Sandra Toms, vice president and curator of the RSA Conference, says IT departments would help themselves by “plugging their skills gap with more diverse employees, and not just in terms of race and gender. Most IT hiring groups fail to look at diversity in life experiences, religion, backgrounds, sexual orientation, and education. Viewing diversity in a more holistic manner should open up a broader field of candidates and lead to higher levels of productivity.”
For a more in-depth look at the hiring market, see “IT skills gap: Facts vs. fictions.”
4. Multi-cloud security
When exploring new cloud-based services, CIOs now need to ask about security across multiple platforms, says Laurent Gil, security product strategy architect at Oracle Cloud Infrastructure.
“Traditionally, multi-cloud leads the enterprise to manage many different, often incompatible and inconsistent security systems,” Gil says. “We think that selecting cross-cloud, cloud-agnostic security platforms is now fundamental in ensuring consistency, and most importantly completeness of securing enterprise-wide assets regardless of where these assets are living.”
Find out the “7 secrets to a successful multi-cloud strategy.”
5. Innovation and digital transformation
According to Gartner data, about two-thirds of business leaders think their companies need to speed up their digital transformation or face losing ground to competitors.

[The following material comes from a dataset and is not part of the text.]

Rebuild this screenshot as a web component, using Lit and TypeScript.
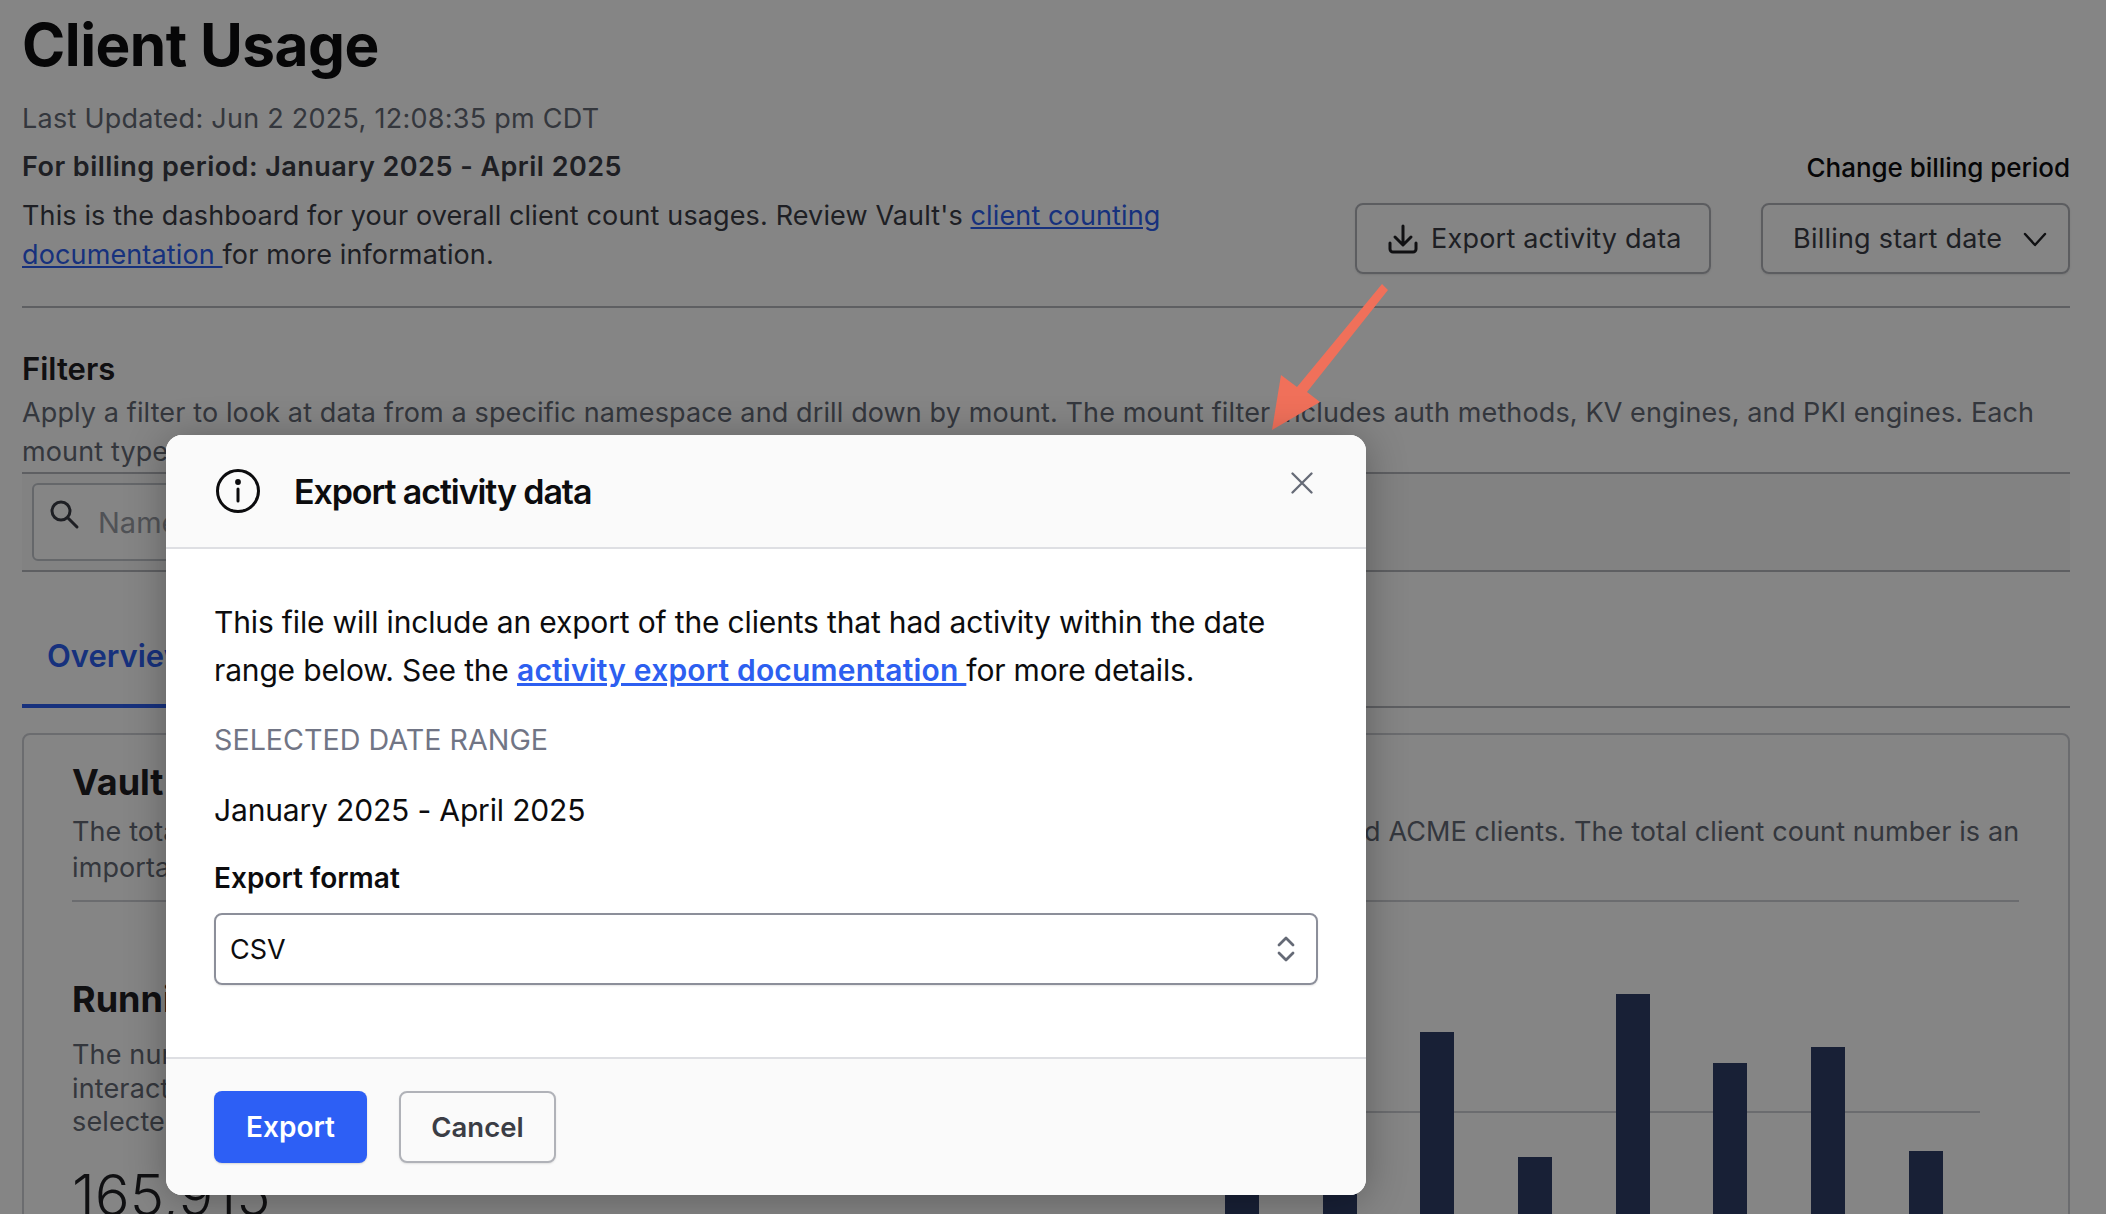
import { LitElement, css, html } from 'lit';
import { customElement } from 'lit/decorators.js';

// bar heights measured up from the chart floor, which sits below the fold
const BARS = [119, 109, 267, 142, 305, 236, 252, 148];

@customElement('app-root')
export class AppRoot extends LitElement {
  static styles = css`
    :host {
      display: block;
      position: relative;
      width: 2106px;
      height: 1214px;
      overflow: hidden;
      background: #fff;
      font-family: Inter, 'Liberation Sans', sans-serif;
      color: #3b3d45;
      font-size: 27px;
    }
    a {
      color: #2d5ff0;
      text-decoration: underline;
    }
    .page {
      padding: 10px 36px 0 22px;
    }
    h1 {
      margin: 0 0 19px;
      font-size: 58.5px;
      line-height: 70px;
      font-weight: 700;
      letter-spacing: -0.5px;
      color: #0c0c0e;
    }
    .updated {
      line-height: 40px;
      color: #656a76;
      letter-spacing: 0.26px;
    }
    .head {
      display: flex;
      justify-content: space-between;
      align-items: flex-start;
      margin-top: 8px;
      padding-bottom: 32px;
      border-bottom: 2px solid #b4b7bd;
    }
    .intro {
      width: 1190px;
    }
    .billing {
      line-height: 40px;
      font-weight: 600;
      letter-spacing: 0.47px;
      color: #3b3d45;
      margin-bottom: 9px;
    }
    .desc {
      line-height: 39px;
      letter-spacing: 0.13px;
    }
    .side {
      display: flex;
      flex-direction: column;
      align-items: flex-end;
      gap: 15px;
      padding-top: 1px;
    }
    .side-label {
      line-height: 40px;
      font-weight: 500;
      font-size: 26px;
      letter-spacing: -0.05px;
      color: #0c0c0e;
    }
    .side-btns {
      display: flex;
      gap: 50px;
    }
    .ghost {
      display: flex;
      align-items: center;
      box-sizing: border-box;
      height: 71px;
      border: 2px solid #b0b2b9;
      border-radius: 8px;
      color: #3b3d45;
      letter-spacing: 0.22px;
      box-shadow: 0 1px 2px rgba(0, 0, 0, 0.1);
    }
    .ghost.export {
      width: 356px;
      padding-left: 30px;
      gap: 12px;
    }
    .ghost.period {
      width: 309px;
      padding: 0 21px 0 30px;
      justify-content: space-between;
    }
    .filters {
      margin-top: 41px;
    }
    .filters h2 {
      margin: 0 0 4px;
      font-size: 31px;
      line-height: 40px;
      font-weight: 600;
      color: #1f2024;
    }
    .filters p {
      margin: 0;
      line-height: 39px;
      letter-spacing: 0.12px;
      color: #656a76;
    }
    .filter-bar {
      margin-top: 1px;
      padding: 9px 10px;
      background: #fafafa;
      border-top: 2px solid #b4b7bd;
      border-bottom: 2px solid #b4b7bd;
    }
    .search {
      display: flex;
      align-items: center;
      box-sizing: border-box;
      width: 700px;
      height: 78px;
      padding-left: 14px;
      gap: 18px;
      background: #fff;
      border: 2px solid #c2c5cb;
      border-radius: 6px;
      font-size: 29px;
      color: #9a9da6;
    }
    .tabs {
      margin-top: 49px;
      height: 87px;
      box-sizing: border-box;
      border-bottom: 2px solid #b4b7bd;
      position: relative;
    }
    .tab {
      display: inline-block;
      box-sizing: border-box;
      height: 87px;
      padding: 15px 25px 0;
      line-height: 40px;
      font-weight: 600;
      font-size: 31px;
      color: #2d5ff0;
      border-bottom: 4px solid #2d5ff0;
    }
    .card {
      margin-top: 25px;
      height: 600px;
      padding: 27px 49px 0 48px;
      border: 2px solid #ced0d5;
      border-radius: 8px;
      box-sizing: border-box;
    }
    .card h3 {
      margin: 0;
      font-size: 36px;
      line-height: 40px;
      font-weight: 700;
      color: #1f2024;
    }
    .card-desc {
      margin: 12px 0 13px 0;
      padding-bottom: 14px;
      line-height: 36px;
      letter-spacing: 0.11px;
      white-space: nowrap;
      color: #656a76;
      border-bottom: 2px solid #ced0d5;
    }
    .running {
      display: flex;
      margin-top: 77px;
    }
    .running-text {
      width: 1102px;
      flex: none;
    }
    .running-text p {
      margin: 19px 0 26px;
      line-height: 33.5px;
      letter-spacing: 0.14px;
      color: #656a76;
    }
    .stat {
      font-size: 58px;
      line-height: 60px;
      font-weight: 300;
      color: #1f2024;
    }
    .chart {
      position: relative;
      display: flex;
      align-items: flex-end;
      gap: 63.7px;
      box-sizing: border-box;
      width: 806px;
      height: 320px;
      padding-left: 51px;
    }
    .bar {
      position: relative;
      width: 34px;
      flex: none;
      background: #2f3f68;
    }
    .gridline {
      position: absolute;
      left: 0;
      right: 0;
      top: 132px;
      height: 2px;
      background: #ced0d5;
    }
    .scrim {
      position: absolute;
      inset: 0;
      background: rgba(0, 0, 0, 0.48);
    }
    .arrow {
      position: absolute;
      left: 1260px;
      top: 275px;
    }
    .modal {
      position: absolute;
      left: 166px;
      top: 435px;
      width: 1200px;
      height: 760px;
      display: flex;
      flex-direction: column;
      background: #fff;
      border-radius: 16px;
      overflow: hidden;
      color: #0c0c0e;
    }
    .modal-wrap {
      position: absolute;
      left: 166px;
      top: 435px;
      width: 1200px;
      height: 760px;
      border-radius: 16px;
      box-shadow: 0 4px 40px rgba(0, 0, 0, 0.3);
    }
    .m-head {
      display: flex;
      align-items: center;
      box-sizing: border-box;
      height: 114px;
      padding: 0 53px 0 50px;
      background: #fafafa;
      border-bottom: 2px solid #dedfe3;
    }
    .m-title {
      margin-left: 34px;
      flex: 1;
      font-size: 34px;
      font-weight: 600;
      letter-spacing: -1.1px;
    }
    .close {
      margin-top: -16px;
    }
    .m-body {
      flex: 1;
      padding: 49px 48px 0;
    }
    .m-text {
      line-height: 48px;
      font-size: 30px;
      letter-spacing: -0.16px;
    }
    .m-text a {
      font-weight: 600;
      letter-spacing: 0.2px;
      text-decoration-thickness: 3px;
    }
    .m-label {
      margin-top: 26px;
      line-height: 40px;
      font-size: 28.7px;
      color: #717585;
    }
    .m-range {
      margin-top: 30px;
      line-height: 40px;
      font-size: 30px;
      letter-spacing: -0.16px;
    }
    .m-format {
      margin-top: 28px;
      line-height: 40px;
      font-size: 28px;
      font-weight: 600;
    }
    .select {
      margin-top: 15px;
      display: flex;
      align-items: center;
      justify-content: space-between;
      box-sizing: border-box;
      width: 1104px;
      height: 72px;
      padding: 0 21px 0 14px;
      border: 2px solid #8c8f9a;
      border-radius: 8px;
      font-size: 27px;
      box-shadow: 0 1px 2px rgba(0, 0, 0, 0.1);
    }
    .m-foot {
      display: flex;
      gap: 32px;
      box-sizing: border-box;
      height: 138px;
      padding: 32px 48px 0;
      background: #fafafa;
      border-top: 2px solid #dedfe3;
    }
    .btn {
      display: flex;
      align-items: center;
      justify-content: center;
      box-sizing: border-box;
      height: 72px;
      border-radius: 8px;
      font-size: 28px;
      font-weight: 600;
    }
    .btn.primary {
      width: 153px;
      background: #2d5ff5;
      color: #fff;
      box-shadow: 0 1px 2px rgba(0, 0, 0, 0.15);
    }
    .btn.cancel {
      width: 157px;
      font-size: 27.5px;
      color: #3b3d45;
      border: 2px solid #b0b2b8;
      background: #fafafa;
      box-shadow: 0 1px 2px rgba(0, 0, 0, 0.1);
    }
    svg {
      display: block;
      flex: none;
    }
  `;

  render() {
    return html`
      <div class="page">
        <h1>Client Usage</h1>
        <div class="updated">Last Updated: Jun 2 2025, 12:08:35 pm CDT</div>
        <div class="head">
          <div class="intro">
            <div class="billing">For billing period: January 2025 - April 2025</div>
            <div class="desc">
              This is the dashboard for your overall client count usages. Review Vault's
              <a href="#">client counting documentation </a>for more information.
            </div>
          </div>
          <div class="side">
            <div class="side-label">Change billing period</div>
            <div class="side-btns">
              <div class="ghost export">
                <svg width="32" height="32" viewBox="0 0 32 32" fill="none" stroke="#1f2024" stroke-width="3" stroke-linecap="round" stroke-linejoin="round">
                  <path d="M16 3v18M8 14l8 8 8-8" />
                  <path d="M3 20v6a3 3 0 0 0 3 3h20a3 3 0 0 0 3-3v-6" />
                </svg>
                Export activity data
              </div>
              <div class="ghost period">
                Billing start date
                <svg width="24" height="24" viewBox="0 0 24 24" fill="none" stroke="#1f2024" stroke-width="2.4" stroke-linecap="round" stroke-linejoin="round">
                  <path d="M2 7l10 11L22 7" />
                </svg>
              </div>
            </div>
          </div>
        </div>

        <div class="filters">
          <h2>Filters</h2>
          <p>
            Apply a filter to look at data from a specific namespace and drill down by mount. The mount filter includes auth methods, KV engines, and PKI engines. Each mount type
          </p>
        </div>
        <div class="filter-bar">
          <div class="search">
            <svg width="32" height="32" viewBox="0 0 32 32" fill="none" stroke="#3b3d45" stroke-width="3" stroke-linecap="round" style="margin-top:-16px">
              <circle cx="13" cy="13" r="9" />
              <path d="M20 20l9 9" />
            </svg>
            Name
          </div>
        </div>

        <div class="tabs"><span class="tab">Overview</span></div>

        <div class="card">
          <h3>Vault usage metrics</h3>
          <div class="card-desc">
            The total number of all clients over this billing date range, including entity, non-entity, secret sync and ACME clients. The total client count number is an<br />important consideration for Vault billing.
          </div>
          <div class="running">
            <div class="running-text">
              <h3>Running client total</h3>
              <p>The number of clients which<br />interacted with Vault during the<br />selected date range.</p>
              <div class="stat">165,915</div>
            </div>
            <div class="chart">
              <div class="gridline"></div>
              ${BARS.map((h) => html`<div class="bar" style="height:${h}px"></div>`)}
            </div>
          </div>
        </div>
      </div>

      <div class="scrim"></div>

      <svg class="arrow" width="130" height="160" viewBox="0 0 130 160">
        <path fill="#f0705a" d="M122 9L128 15 47 117 60 127 12 155 21 100 37 112z" />
      </svg>

      <div class="modal-wrap"></div>
      <div class="modal">
        <div class="m-head">
          <svg width="44" height="44" viewBox="0 0 44 44" fill="none" stroke="#0c0c0e" stroke-width="3">
            <circle cx="22" cy="22" r="20.5" />
            <path d="M22 20v12" stroke-linecap="round" />
            <circle cx="22" cy="13" r="1.4" fill="#0c0c0e" />
          </svg>
          <div class="m-title">Export activity data</div>
          <svg class="close" width="22" height="22" viewBox="0 0 22 22" fill="none" stroke="#656a76" stroke-width="2.3" stroke-linecap="round">
            <path d="M1.5 1.5l19 19M20.5 1.5l-19 19" />
          </svg>
        </div>
        <div class="m-body">
          <div class="m-text">
            This file will include an export of the clients that had activity within the date range below. See the
            <a href="#">activity export documentation </a>for more details.
          </div>
          <div class="m-label">SELECTED DATE RANGE</div>
          <div class="m-range">January 2025 - April 2025</div>
          <div class="m-format">Export format</div>
          <div class="select">
            CSV
            <svg width="18" height="26" viewBox="0 0 18 26" fill="none" stroke="#656a76" stroke-width="2.8" stroke-linecap="round" stroke-linejoin="round">
              <path d="M2 9l7-7 7 7M2 17l7 7 7-7" />
            </svg>
          </div>
        </div>
        <div class="m-foot">
          <div class="btn primary">Export</div>
          <div class="btn cancel">Cancel</div>
        </div>
      </div>
    `;
  }
}

declare global {
  interface HTMLElementTagNameMap {
    'app-root': AppRoot;
  }
}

Most companies will continue on the same path until they’re forced to do otherwise, says Merrick Olives, managing partner at cloud consulting firm Candid Partners.
“Tying IT spend to strategic business capabilities and answering the question ‘How will this make us more competitive?’ is essential,” Olives says. “Value stream-based funding models as opposed to project-based funding are becoming more and more effective at tying board-level objectives to budgetary influences. The cost structures and process efficiencies of legacy vs. a nimble digital capability are much different — nimble is less expensive and much more efficient.”